- **Exercise aim**
Give the listing again exactly, omitting its images.

* begin Recorded information *

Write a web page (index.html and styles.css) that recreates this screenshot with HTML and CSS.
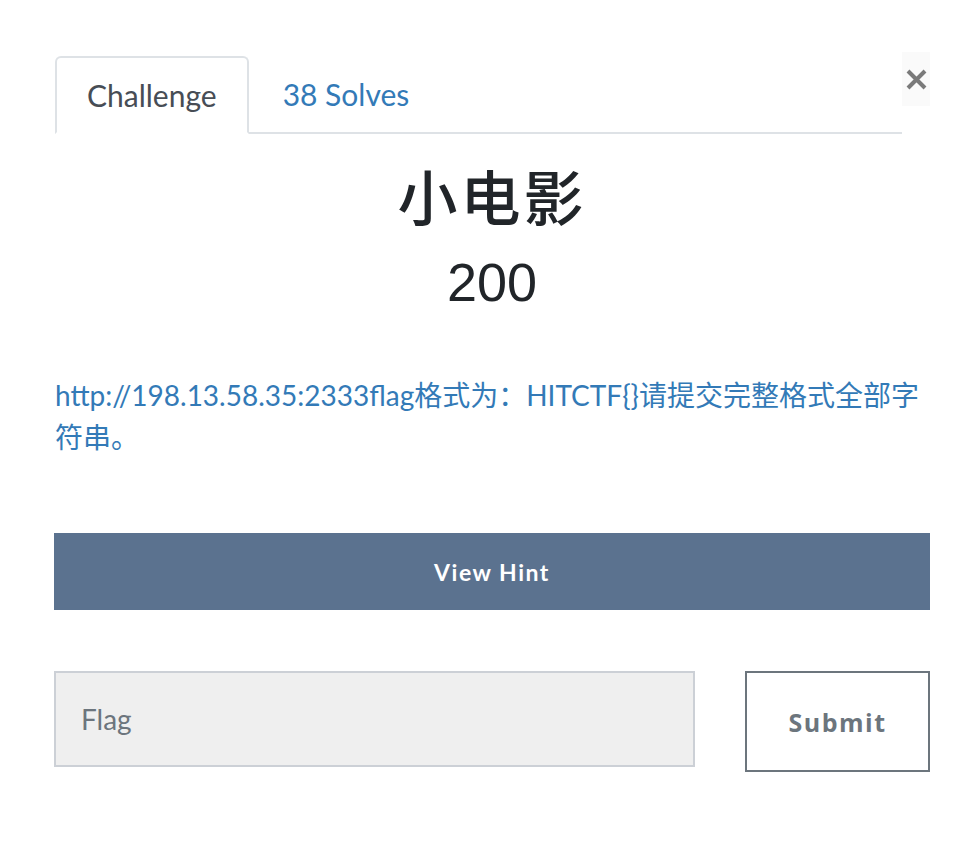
FILE: index.html
```html
<!DOCTYPE html>
<html>
<head>
<meta charset="utf-8">
<link rel="stylesheet" href="styles.css">
</head>
<body>
<div class="modal">
  <div class="header">
    <ul class="tabs">
      <li class="tab active">Challenge</li>
      <li class="tab link">38 Solves</li>
    </ul>
    <button class="close" aria-label="Close">
      <svg width="21" height="21" viewBox="0 0 21 21"><path d="M2 2L19 19M19 2L2 19" stroke="#7a7a7a" stroke-width="4" stroke-linecap="butt"/></svg>
    </button>
  </div>
  <h2 class="title">小电影</h2>
  <h3 class="points">200</h3>
  <p class="desc">http://198.13.58.35:2333flag格式为：HITCTF{}请提交完整格式全部字符串。</p>
  <button class="hint">View Hint</button>
  <div class="submit-row">
    <div class="flag-input">Flag</div>
    <button class="submit">Submit</button>
  </div>
</div>
</body>
</html>
```
FILE: styles.css
```css
html, body {
  margin: 0;
  padding: 0;
  background: #ffffff;
}
body {
  font-family: Lato, "Noto Sans CJK SC", sans-serif;
}
.modal {
  padding: 52px 48px 0 54px;
}
.header {
  display: flex;
  align-items: flex-start;
}
.tabs {
  flex: 1;
  display: flex;
  list-style: none;
  margin: 4px 0 0 1px;
  padding: 0;
  border-bottom: 2px solid #dee2e6;
  height: 76px;
}
.tab {
  font-size: 30px;
  height: 76px;
  box-sizing: border-box;
  display: flex;
  align-items: center;
  margin-bottom: -2px;
}
.tab.active {
  border: 2px solid #dee2e6;
  border-bottom-color: #ffffff;
  border-radius: 6px 6px 0 0;
  color: #474d55;
  padding: 0 30px;
  height: 78px;
}
.tab.link {
  color: #337ab7;
  padding: 0 34px;
}
.close {
  width: 28px;
  height: 54px;
  border: none;
  padding: 0;
  background: #fafafa;
  display: flex;
  align-items: center;
  justify-content: center;
}
.title {
  margin: 34px 0 0;
  text-align: center;
  font-family: "Liberation Sans", "Noto Sans CJK SC", sans-serif;
  font-size: 60px;
  font-weight: 500;
  letter-spacing: 3px;
  color: #212529;
  line-height: 66px;
}
.points {
  margin: 18px 0 0;
  text-align: center;
  font-family: "Liberation Sans", sans-serif;
  font-weight: 400;
  font-size: 54px;
  line-height: 60px;
  color: #212529;
}
.desc {
  margin: 62px 0 0 1px;
  font-size: 28px;
  line-height: 42px;
  color: #337ab7;
}
.hint {
  display: block;
  width: 100%;
  margin-top: 75px;
  height: 77px;
  border: none;
  background: #5b728f;
  color: #ffffff;
  font-family: Lato, sans-serif;
  font-weight: 700;
  font-size: 23px;
  letter-spacing: 1.5px;
}
.submit-row {
  display: flex;
  align-items: flex-start;
  justify-content: space-between;
  margin-top: 61px;
}
.flag-input {
  width: 641px;
  height: 96px;
  box-sizing: border-box;
  background: #efefef;
  border: 2px solid #ccd0d6;
  color: #6c757d;
  font-size: 28px;
  padding-left: 25px;
  display: flex;
  align-items: center;
}
.submit {
  width: 185px;
  height: 101px;
  box-sizing: border-box;
  background: #ffffff;
  border: 2px solid #6c757d;
  color: #6c757d;
  font-family: "Open Sans", Lato, sans-serif;
  font-weight: 700;
  font-size: 25px;
  letter-spacing: 1.5px;
}
```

* end Recorded information *

- **Written response**
Write a web page (index.html and styles.css) that recreates this screenshot with HTML and CSS.
FILE: index.html
```html
<!DOCTYPE html>
<html>
<head>
<meta charset="utf-8">
<link rel="stylesheet" href="styles.css">
</head>
<body>
<div class="modal">
  <div class="header">
    <ul class="tabs">
      <li class="tab active">Challenge</li>
      <li class="tab link">38 Solves</li>
    </ul>
    <button class="close" aria-label="Close">
      <svg width="21" height="21" viewBox="0 0 21 21"><path d="M2 2L19 19M19 2L2 19" stroke="#7a7a7a" stroke-width="4" stroke-linecap="butt"/></svg>
    </button>
  </div>
  <h2 class="title">小电影</h2>
  <h3 class="points">200</h3>
  <p class="desc">http://198.13.58.35:2333flag格式为：HITCTF{}请提交完整格式全部字符串。</p>
  <button class="hint">View Hint</button>
  <div class="submit-row">
    <div class="flag-input">Flag</div>
    <button class="submit">Submit</button>
  </div>
</div>
</body>
</html>
```
FILE: styles.css
```css
html, body {
  margin: 0;
  padding: 0;
  background: #ffffff;
}
body {
  font-family: Lato, "Noto Sans CJK SC", sans-serif;
}
.modal {
  padding: 52px 48px 0 54px;
}
.header {
  display: flex;
  align-items: flex-start;
}
.tabs {
  flex: 1;
  display: flex;
  list-style: none;
  margin: 4px 0 0 1px;
  padding: 0;
  border-bottom: 2px solid #dee2e6;
  height: 76px;
}
.tab {
  font-size: 30px;
  height: 76px;
  box-sizing: border-box;
  display: flex;
  align-items: center;
  margin-bottom: -2px;
}
.tab.active {
  border: 2px solid #dee2e6;
  border-bottom-color: #ffffff;
  border-radius: 6px 6px 0 0;
  color: #474d55;
  padding: 0 30px;
  height: 78px;
}
.tab.link {
  color: #337ab7;
  padding: 0 34px;
}
.close {
  width: 28px;
  height: 54px;
  border: none;
  padding: 0;
  background: #fafafa;
  display: flex;
  align-items: center;
  justify-content: center;
}
.title {
  margin: 34px 0 0;
  text-align: center;
  font-family: "Liberation Sans", "Noto Sans CJK SC", sans-serif;
  font-size: 60px;
  font-weight: 500;
  letter-spacing: 3px;
  color: #212529;
  line-height: 66px;
}
.points {
  margin: 18px 0 0;
  text-align: center;
  font-family: "Liberation Sans", sans-serif;
  font-weight: 400;
  font-size: 54px;
  line-height: 60px;
  color: #212529;
}
.desc {
  margin: 62px 0 0 1px;
  font-size: 28px;
  line-height: 42px;
  color: #337ab7;
}
.hint {
  display: block;
  width: 100%;
  margin-top: 75px;
  height: 77px;
  border: none;
  background: #5b728f;
  color: #ffffff;
  font-family: Lato, sans-serif;
  font-weight: 700;
  font-size: 23px;
  letter-spacing: 1.5px;
}
.submit-row {
  display: flex;
  align-items: flex-start;
  justify-content: space-between;
  margin-top: 61px;
}
.flag-input {
  width: 641px;
  height: 96px;
  box-sizing: border-box;
  background: #efefef;
  border: 2px solid #ccd0d6;
  color: #6c757d;
  font-size: 28px;
  padding-left: 25px;
  display: flex;
  align-items: center;
}
.submit {
  width: 185px;
  height: 101px;
  box-sizing: border-box;
  background: #ffffff;
  border: 2px solid #6c757d;
  color: #6c757d;
  font-family: "Open Sans", Lato, sans-serif;
  font-weight: 700;
  font-size: 25px;
  letter-spacing: 1.5px;
}
```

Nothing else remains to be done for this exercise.